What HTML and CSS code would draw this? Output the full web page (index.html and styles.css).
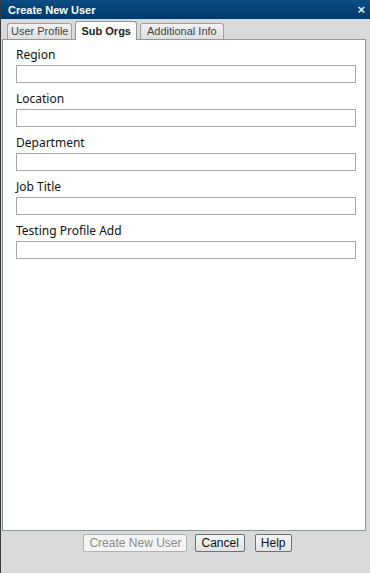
FILE: index.html
```html
<!DOCTYPE html>
<html lang="en">
<head>
    <meta charset="UTF-8">
    <title>Create New User</title>
    <link rel="stylesheet" href="styles.css">
</head>
<body>
    <div class="window">
        <div class="titlebar">
            <span class="title">Create New User</span>
            <span class="close">&#215;</span>
        </div>

        <div class="tabs">
            <div class="tab">User Profile</div>
            <div class="tab active">Sub Orgs</div>
            <div class="tab wide">Additional Info</div>
        </div>

        <div class="panel">
            <div class="field">
                <label>Region</label>
                <input type="text">
            </div>
            <div class="field">
                <label>Location</label>
                <input type="text">
            </div>
            <div class="field">
                <label>Department</label>
                <input type="text">
            </div>
            <div class="field">
                <label>Job Title</label>
                <input type="text">
            </div>
            <div class="field">
                <label>Testing Profile Add</label>
                <input type="text">
            </div>
        </div>

        <div class="buttons">
            <button disabled>Create New User</button>
            <button>Cancel</button>
            <button class="help">Help</button>
        </div>
    </div>
</body>
</html>
```

FILE: styles.css
```css
body {
    margin: 0;
    padding: 0;
    font-family: "Liberation Sans", Arial, sans-serif;
}

.window {
    width: 370px;
    height: 573px;
    background-color: #d9d9d9;
    border-left: 1px solid #3a3a3a;
    box-sizing: border-box;
}

.titlebar {
    height: 19px;
    background: linear-gradient(#0a4c84, #003a6b);
    color: #fff;
    display: flex;
    align-items: center;
    justify-content: space-between;
    padding: 0 5px 0 7px;
}

.title {
    font-size: 11px;
    font-weight: bold;
}

.close {
    font-size: 13px;
    font-weight: bold;
    color: #e6ecf2;
}

.tabs {
    display: flex;
    align-items: flex-end;
    gap: 3px;
    padding: 2px 0 0 6px;
    height: 18px;
    position: relative;
    z-index: 1;
}

.tab {
    height: 15px;
    line-height: 15px;
    padding: 0 3px;
    font-size: 11px;
    color: #444;
    background: linear-gradient(#f2f2f2, #dedede);
    border: 1px solid #9aa3a3;
    border-bottom: none;
    border-radius: 3px 3px 0 0;
}

.tab.wide {
    padding: 0 6px;
}

.tab.active {
    height: 18px;
    line-height: 19px;
    padding: 0 5px;
    background: #fff;
    color: #222;
    font-weight: bold;
    border-color: #8c9a9a;
    margin-bottom: -1px;
}

.panel {
    height: 492px;
    margin: 0 4px 0 1px;
    background-color: #fff;
    border: 1px solid #8c9a9a;
    border-left-color: #7f8c8c;
    box-sizing: border-box;
    padding: 5px 0 0 13px;
}

.field {
    margin-bottom: 6px;
}

.field label {
    display: block;
    font-family: "Noto Sans", "DejaVu Sans", sans-serif;
    font-size: 12px;
    color: #111;
    height: 20px;
    line-height: 20px;
}

.field input {
    display: block;
    width: 340px;
    height: 18px;
    box-sizing: border-box;
    border: 1px solid #a8a8a8;
    margin: 0;
    padding: 1px 3px;
    font-size: 12px;
}

.buttons {
    display: flex;
    justify-content: center;
    gap: 8px;
    padding: 3px 0 0 4px;
}

.buttons button {
    font-family: "Liberation Sans", Arial, sans-serif;
    font-size: 12px;
    height: 18px;
    padding: 0 5px;
    color: #111;
    background: linear-gradient(#f6f6f6, #e2e2e2);
    border: 1px solid #707070;
    border-radius: 2px;
}

.buttons button:disabled {
    color: #8a8a8a;
    border-color: #adb2b5;
    background: #f4f4f4;
}

.buttons .help {
    margin-left: 2px;
}
```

++++++

▶ **WHAT THIS TASK INVOLVES**: Using the data above, print every line exactly, omitting pictures.

▶ **THE COMPLETED TASK**:
What HTML and CSS code would draw this? Output the full web page (index.html and styles.css).
FILE: index.html
```html
<!DOCTYPE html>
<html lang="en">
<head>
    <meta charset="UTF-8">
    <title>Create New User</title>
    <link rel="stylesheet" href="styles.css">
</head>
<body>
    <div class="window">
        <div class="titlebar">
            <span class="title">Create New User</span>
            <span class="close">&#215;</span>
        </div>

        <div class="tabs">
            <div class="tab">User Profile</div>
            <div class="tab active">Sub Orgs</div>
            <div class="tab wide">Additional Info</div>
        </div>

        <div class="panel">
            <div class="field">
                <label>Region</label>
                <input type="text">
            </div>
            <div class="field">
                <label>Location</label>
                <input type="text">
            </div>
            <div class="field">
                <label>Department</label>
                <input type="text">
            </div>
            <div class="field">
                <label>Job Title</label>
                <input type="text">
            </div>
            <div class="field">
                <label>Testing Profile Add</label>
                <input type="text">
            </div>
        </div>

        <div class="buttons">
            <button disabled>Create New User</button>
            <button>Cancel</button>
            <button class="help">Help</button>
        </div>
    </div>
</body>
</html>
```

FILE: styles.css
```css
body {
    margin: 0;
    padding: 0;
    font-family: "Liberation Sans", Arial, sans-serif;
}

.window {
    width: 370px;
    height: 573px;
    background-color: #d9d9d9;
    border-left: 1px solid #3a3a3a;
    box-sizing: border-box;
}

.titlebar {
    height: 19px;
    background: linear-gradient(#0a4c84, #003a6b);
    color: #fff;
    display: flex;
    align-items: center;
    justify-content: space-between;
    padding: 0 5px 0 7px;
}

.title {
    font-size: 11px;
    font-weight: bold;
}

.close {
    font-size: 13px;
    font-weight: bold;
    color: #e6ecf2;
}

.tabs {
    display: flex;
    align-items: flex-end;
    gap: 3px;
    padding: 2px 0 0 6px;
    height: 18px;
    position: relative;
    z-index: 1;
}

.tab {
    height: 15px;
    line-height: 15px;
    padding: 0 3px;
    font-size: 11px;
    color: #444;
    background: linear-gradient(#f2f2f2, #dedede);
    border: 1px solid #9aa3a3;
    border-bottom: none;
    border-radius: 3px 3px 0 0;
}

.tab.wide {
    padding: 0 6px;
}

.tab.active {
    height: 18px;
    line-height: 19px;
    padding: 0 5px;
    background: #fff;
    color: #222;
    font-weight: bold;
    border-color: #8c9a9a;
    margin-bottom: -1px;
}

.panel {
    height: 492px;
    margin: 0 4px 0 1px;
    background-color: #fff;
    border: 1px solid #8c9a9a;
    border-left-color: #7f8c8c;
    box-sizing: border-box;
    padding: 5px 0 0 13px;
}

.field {
    margin-bottom: 6px;
}

.field label {
    display: block;
    font-family: "Noto Sans", "DejaVu Sans", sans-serif;
    font-size: 12px;
    color: #111;
    height: 20px;
    line-height: 20px;
}

.field input {
    display: block;
    width: 340px;
    height: 18px;
    box-sizing: border-box;
    border: 1px solid #a8a8a8;
    margin: 0;
    padding: 1px 3px;
    font-size: 12px;
}

.buttons {
    display: flex;
    justify-content: center;
    gap: 8px;
    padding: 3px 0 0 4px;
}

.buttons button {
    font-family: "Liberation Sans", Arial, sans-serif;
    font-size: 12px;
    height: 18px;
    padding: 0 5px;
    color: #111;
    background: linear-gradient(#f6f6f6, #e2e2e2);
    border: 1px solid #707070;
    border-radius: 2px;
}

.buttons button:disabled {
    color: #8a8a8a;
    border-color: #adb2b5;
    background: #f4f4f4;
}

.buttons .help {
    margin-left: 2px;
}
```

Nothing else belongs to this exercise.